=== Directive ===
Below are records. Copy every line with "React" in it.

=== Supplied records ===
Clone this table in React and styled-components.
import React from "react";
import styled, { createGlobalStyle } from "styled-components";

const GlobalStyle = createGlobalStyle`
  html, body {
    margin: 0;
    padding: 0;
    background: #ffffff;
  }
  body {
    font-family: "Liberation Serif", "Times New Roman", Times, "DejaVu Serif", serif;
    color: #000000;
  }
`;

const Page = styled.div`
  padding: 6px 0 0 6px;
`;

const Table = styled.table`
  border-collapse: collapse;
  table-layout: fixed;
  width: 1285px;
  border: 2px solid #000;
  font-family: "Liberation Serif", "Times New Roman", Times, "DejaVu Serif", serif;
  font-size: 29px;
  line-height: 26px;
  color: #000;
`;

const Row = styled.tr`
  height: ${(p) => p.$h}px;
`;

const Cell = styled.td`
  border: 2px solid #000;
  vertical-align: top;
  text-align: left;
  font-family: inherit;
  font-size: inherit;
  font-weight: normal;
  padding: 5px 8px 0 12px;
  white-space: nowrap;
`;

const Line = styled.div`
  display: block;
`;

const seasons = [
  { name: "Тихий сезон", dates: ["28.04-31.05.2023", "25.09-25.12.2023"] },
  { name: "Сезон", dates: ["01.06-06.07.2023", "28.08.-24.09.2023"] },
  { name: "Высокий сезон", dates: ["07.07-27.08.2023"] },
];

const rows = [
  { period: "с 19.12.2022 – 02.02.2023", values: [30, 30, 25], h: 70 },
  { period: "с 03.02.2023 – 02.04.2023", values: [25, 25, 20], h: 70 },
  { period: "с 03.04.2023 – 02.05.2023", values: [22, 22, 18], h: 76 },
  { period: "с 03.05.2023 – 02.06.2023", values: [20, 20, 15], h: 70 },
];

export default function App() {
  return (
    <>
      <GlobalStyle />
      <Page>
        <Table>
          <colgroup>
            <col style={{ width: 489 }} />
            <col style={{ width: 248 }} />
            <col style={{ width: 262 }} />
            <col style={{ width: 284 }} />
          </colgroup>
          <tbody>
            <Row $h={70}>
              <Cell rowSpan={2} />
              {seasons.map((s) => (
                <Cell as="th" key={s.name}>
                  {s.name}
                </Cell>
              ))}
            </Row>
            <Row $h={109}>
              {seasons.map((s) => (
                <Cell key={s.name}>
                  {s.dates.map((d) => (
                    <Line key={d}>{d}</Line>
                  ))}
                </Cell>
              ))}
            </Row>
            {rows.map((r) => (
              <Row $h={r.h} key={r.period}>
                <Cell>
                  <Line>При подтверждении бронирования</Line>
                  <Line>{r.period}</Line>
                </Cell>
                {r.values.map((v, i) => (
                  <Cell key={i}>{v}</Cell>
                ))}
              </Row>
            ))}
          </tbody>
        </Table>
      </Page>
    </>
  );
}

...

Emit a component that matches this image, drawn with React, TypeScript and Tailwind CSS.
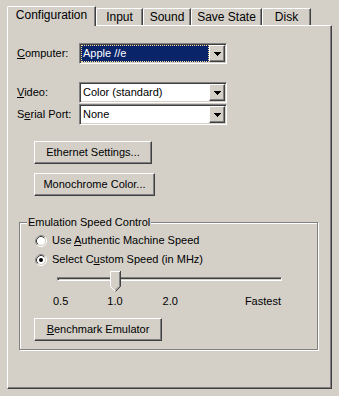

=== Solution to the exercise ===
Clone this table in React and styled-components.
import React from "react";
Emit a component that matches this image, drawn with React, TypeScript and Tailwind CSS.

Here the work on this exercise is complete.